Pemindahan ibu kota semestinya dimulai dengan memastikan payung hukum terkait. Sebab, tanpa payung hukum itu, perpindahan juga tidak bisa dilakukan.
Masih dikaji
Pemindahan ibu kota dari DKI Jakarta ke Kalimantan ditegaskan Presiden Joko Widodo ketika meminta izin dari masyarakat dalam Pidato Kenegaraan dalam sidang bersama DPR dan Dewan Perwakilan Daerah di Gedung Nusantara I, Kompleks Parlemen, Jakarta, Jumat (16/8/2019). Namun, hingga saat ini pemerintah belum memastikan lokasi yang akan dipilih sebagai ibu kota baru. Masih ada sejumlah kajian yang belum tuntas guna memutuskan lokasi tersebut.
Presiden Jokowi telah meninjau sejumlah lokasi calon ibu kota baru, antara lain Bukit Soeharto di Kalimantan Timur dan Bukit Nyuling di Kabupaten Gunung Mas, Kalimantan Tengah. Peninjauan dilanjutkan oleh Menteri Perencanaan Pembangunan Nasional/Kepala Bappenas Bambang PS Brodjonegoro ke Balikpapan, Kalimantan Timur, pada Selasa (20/8/2019) lalu.

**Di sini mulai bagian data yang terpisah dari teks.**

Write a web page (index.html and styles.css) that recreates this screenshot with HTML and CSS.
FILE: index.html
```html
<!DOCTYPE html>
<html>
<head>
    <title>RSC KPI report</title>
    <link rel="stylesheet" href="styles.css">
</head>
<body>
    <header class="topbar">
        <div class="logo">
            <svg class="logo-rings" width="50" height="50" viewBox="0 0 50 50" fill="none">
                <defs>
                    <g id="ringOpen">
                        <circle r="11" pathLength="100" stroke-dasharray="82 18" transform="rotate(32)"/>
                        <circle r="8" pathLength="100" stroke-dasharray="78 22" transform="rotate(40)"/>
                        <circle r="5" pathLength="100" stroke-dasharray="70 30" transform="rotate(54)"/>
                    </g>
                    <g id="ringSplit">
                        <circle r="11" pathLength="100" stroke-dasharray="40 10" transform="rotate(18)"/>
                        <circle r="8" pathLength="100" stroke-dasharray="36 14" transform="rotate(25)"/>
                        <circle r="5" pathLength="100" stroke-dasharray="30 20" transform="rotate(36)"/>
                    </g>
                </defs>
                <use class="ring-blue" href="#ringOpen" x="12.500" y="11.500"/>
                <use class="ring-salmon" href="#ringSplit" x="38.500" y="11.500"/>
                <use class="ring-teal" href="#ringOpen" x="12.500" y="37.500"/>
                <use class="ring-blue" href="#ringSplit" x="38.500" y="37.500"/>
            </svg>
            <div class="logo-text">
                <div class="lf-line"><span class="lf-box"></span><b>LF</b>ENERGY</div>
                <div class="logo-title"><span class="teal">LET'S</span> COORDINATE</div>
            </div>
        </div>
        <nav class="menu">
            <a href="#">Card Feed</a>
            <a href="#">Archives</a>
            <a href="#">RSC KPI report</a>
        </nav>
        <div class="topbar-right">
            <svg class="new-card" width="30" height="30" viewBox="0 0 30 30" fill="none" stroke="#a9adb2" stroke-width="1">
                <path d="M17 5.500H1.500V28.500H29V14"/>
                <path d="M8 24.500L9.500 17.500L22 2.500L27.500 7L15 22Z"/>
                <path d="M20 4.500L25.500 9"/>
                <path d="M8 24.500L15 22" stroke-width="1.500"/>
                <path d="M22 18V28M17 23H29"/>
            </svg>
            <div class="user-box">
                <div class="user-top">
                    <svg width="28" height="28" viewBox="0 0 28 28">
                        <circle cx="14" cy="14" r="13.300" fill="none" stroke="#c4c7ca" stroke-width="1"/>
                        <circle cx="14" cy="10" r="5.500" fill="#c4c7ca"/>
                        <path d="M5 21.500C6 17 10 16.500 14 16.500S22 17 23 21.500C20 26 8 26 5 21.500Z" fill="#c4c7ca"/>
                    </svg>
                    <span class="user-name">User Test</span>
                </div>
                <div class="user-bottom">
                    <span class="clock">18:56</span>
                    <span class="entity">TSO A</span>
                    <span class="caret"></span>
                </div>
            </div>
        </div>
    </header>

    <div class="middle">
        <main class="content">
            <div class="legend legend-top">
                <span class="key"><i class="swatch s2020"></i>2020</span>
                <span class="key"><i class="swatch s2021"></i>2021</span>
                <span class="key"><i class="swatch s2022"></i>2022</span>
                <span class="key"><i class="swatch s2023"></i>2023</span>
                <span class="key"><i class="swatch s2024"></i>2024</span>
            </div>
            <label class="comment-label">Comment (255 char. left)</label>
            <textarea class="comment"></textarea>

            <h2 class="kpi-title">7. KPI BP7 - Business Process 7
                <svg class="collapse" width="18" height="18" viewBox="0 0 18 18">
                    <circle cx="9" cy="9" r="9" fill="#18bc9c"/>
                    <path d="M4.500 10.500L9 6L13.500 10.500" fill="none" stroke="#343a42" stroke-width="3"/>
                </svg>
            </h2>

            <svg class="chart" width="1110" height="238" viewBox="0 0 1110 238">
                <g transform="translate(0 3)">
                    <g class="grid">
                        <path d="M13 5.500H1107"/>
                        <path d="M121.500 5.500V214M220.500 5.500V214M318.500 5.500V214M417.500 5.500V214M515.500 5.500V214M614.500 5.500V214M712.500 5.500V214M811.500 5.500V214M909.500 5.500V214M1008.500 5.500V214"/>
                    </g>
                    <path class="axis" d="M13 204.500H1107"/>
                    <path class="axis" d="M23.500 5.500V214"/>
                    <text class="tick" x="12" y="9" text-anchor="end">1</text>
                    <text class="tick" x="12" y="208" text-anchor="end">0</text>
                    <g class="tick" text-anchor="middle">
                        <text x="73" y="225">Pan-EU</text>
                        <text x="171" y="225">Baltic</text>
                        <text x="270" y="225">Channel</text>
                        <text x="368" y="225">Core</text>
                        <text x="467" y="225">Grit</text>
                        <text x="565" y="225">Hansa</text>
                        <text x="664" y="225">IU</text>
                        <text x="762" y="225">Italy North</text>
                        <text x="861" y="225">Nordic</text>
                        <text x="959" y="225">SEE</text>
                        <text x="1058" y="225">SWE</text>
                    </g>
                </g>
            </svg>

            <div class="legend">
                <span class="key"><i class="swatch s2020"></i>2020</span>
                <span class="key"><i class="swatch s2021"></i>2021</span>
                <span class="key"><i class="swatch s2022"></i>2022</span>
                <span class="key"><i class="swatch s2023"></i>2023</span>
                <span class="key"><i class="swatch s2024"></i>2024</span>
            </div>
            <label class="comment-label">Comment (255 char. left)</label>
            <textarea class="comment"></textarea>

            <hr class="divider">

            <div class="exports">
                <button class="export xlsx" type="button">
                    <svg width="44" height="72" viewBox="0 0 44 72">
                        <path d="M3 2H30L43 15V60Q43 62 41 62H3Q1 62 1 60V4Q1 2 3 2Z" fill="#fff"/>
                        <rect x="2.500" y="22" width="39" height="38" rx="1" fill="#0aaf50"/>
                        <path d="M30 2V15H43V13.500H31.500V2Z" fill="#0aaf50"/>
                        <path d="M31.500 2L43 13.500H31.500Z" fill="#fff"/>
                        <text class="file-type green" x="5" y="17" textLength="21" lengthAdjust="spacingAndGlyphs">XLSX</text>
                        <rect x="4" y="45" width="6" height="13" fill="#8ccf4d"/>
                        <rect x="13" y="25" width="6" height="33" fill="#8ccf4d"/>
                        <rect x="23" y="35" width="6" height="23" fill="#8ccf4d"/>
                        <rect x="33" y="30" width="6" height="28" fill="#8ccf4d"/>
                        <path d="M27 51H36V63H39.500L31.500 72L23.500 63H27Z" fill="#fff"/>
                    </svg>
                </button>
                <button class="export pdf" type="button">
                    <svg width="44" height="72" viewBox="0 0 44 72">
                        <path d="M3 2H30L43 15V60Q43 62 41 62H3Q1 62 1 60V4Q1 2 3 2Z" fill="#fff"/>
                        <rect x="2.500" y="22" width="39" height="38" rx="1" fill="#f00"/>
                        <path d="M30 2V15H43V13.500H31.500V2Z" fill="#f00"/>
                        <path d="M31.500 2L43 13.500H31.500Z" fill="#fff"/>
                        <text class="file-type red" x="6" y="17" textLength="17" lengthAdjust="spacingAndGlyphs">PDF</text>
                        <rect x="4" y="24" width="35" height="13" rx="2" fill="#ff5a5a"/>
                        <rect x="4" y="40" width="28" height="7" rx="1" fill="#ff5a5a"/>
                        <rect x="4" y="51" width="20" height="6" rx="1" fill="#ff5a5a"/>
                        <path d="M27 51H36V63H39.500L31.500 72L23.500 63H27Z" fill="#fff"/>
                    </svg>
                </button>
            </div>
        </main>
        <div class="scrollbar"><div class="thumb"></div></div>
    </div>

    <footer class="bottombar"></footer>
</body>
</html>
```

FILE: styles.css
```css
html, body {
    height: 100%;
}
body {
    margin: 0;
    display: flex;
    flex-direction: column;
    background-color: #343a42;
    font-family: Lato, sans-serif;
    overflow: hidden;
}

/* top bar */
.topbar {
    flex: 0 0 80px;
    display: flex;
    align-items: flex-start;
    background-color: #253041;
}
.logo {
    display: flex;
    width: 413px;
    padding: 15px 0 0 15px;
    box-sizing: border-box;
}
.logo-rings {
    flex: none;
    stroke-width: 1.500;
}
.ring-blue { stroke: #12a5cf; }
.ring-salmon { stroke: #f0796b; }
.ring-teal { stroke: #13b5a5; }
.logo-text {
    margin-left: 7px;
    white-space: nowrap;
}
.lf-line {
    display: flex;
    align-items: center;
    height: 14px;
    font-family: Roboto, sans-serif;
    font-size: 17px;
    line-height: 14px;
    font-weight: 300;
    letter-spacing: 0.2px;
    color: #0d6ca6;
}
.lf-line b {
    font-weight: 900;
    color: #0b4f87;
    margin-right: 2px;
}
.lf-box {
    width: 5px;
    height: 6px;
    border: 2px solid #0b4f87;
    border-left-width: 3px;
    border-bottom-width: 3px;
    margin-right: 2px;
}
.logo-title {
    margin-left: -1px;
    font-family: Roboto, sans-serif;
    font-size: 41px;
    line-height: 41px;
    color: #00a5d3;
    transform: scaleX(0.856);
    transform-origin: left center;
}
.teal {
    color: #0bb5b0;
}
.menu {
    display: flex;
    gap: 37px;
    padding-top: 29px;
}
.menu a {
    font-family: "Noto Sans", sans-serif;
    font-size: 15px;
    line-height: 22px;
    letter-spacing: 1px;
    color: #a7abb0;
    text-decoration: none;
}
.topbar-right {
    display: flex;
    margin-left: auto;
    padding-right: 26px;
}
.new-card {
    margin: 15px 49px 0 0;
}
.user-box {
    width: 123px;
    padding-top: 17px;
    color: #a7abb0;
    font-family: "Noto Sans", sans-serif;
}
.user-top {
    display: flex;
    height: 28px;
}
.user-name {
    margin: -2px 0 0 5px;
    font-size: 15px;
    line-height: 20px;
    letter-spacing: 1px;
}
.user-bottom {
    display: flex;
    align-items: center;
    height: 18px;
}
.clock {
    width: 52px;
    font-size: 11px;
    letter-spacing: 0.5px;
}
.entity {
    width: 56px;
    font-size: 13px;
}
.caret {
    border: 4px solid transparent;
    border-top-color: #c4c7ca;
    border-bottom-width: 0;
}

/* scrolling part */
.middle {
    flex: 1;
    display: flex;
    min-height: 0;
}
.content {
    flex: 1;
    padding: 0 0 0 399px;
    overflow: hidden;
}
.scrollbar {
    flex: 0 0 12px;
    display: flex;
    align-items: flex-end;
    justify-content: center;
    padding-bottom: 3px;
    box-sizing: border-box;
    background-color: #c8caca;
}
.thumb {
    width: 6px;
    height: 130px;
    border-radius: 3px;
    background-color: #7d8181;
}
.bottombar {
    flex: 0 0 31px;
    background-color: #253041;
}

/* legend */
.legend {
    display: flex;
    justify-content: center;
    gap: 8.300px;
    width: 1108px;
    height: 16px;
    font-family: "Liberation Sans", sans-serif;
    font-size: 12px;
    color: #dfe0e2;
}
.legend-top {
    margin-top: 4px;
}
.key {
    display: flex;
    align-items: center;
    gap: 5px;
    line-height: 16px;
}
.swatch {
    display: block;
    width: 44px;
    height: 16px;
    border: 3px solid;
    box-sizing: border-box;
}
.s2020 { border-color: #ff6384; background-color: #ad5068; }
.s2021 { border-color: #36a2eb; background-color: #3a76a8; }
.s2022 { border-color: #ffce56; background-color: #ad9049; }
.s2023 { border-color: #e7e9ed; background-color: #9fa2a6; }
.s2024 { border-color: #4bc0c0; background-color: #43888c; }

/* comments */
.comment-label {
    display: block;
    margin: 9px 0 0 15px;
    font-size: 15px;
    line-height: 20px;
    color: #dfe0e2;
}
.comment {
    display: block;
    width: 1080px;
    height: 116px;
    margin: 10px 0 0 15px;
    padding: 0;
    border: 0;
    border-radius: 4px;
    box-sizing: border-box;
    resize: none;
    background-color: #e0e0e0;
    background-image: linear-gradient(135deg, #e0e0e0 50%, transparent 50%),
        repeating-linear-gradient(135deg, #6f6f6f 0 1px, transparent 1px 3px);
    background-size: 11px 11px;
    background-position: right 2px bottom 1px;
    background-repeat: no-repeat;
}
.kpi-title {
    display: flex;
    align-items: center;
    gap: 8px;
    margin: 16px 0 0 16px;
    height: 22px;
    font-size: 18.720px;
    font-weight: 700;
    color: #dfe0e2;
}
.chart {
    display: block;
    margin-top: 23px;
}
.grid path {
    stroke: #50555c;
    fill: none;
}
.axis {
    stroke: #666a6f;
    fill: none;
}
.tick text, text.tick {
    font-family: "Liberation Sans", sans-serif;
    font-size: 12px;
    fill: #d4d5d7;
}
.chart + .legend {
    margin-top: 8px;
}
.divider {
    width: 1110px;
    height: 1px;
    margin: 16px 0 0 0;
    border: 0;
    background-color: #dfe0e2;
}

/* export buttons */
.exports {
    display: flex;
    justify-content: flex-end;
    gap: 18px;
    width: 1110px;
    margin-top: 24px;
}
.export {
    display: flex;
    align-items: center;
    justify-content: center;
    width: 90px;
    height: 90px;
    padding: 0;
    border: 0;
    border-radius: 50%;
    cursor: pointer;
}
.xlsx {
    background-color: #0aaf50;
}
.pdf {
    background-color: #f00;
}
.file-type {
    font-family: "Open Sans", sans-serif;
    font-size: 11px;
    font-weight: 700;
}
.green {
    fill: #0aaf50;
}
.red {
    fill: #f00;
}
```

Bambang mengatakan, meski lokasi belum ditetapkan, sejumlah kajian dilakukan untuk menunjukkan keseriusan pemerintah memindahkan ibu kota. Penekanan itu penting untuk mewujudkan pembangunan yang bersifat Indonesia sentris.
Pemerintah juga ingin memastikan pemindahan ini tidak mandek saat masa jabatan Presiden Jokowi habis pada 2024. Payung hukum untuk memastikan hal tersebut akan dibuat dalam waktu dekat. ”Tentunya akan dibuat UU mengenai status ibu kota ini. Diharapkan UU tersebut bisa disahkan tahun depan,” kata Bambang (Kompas, 21/8/2019).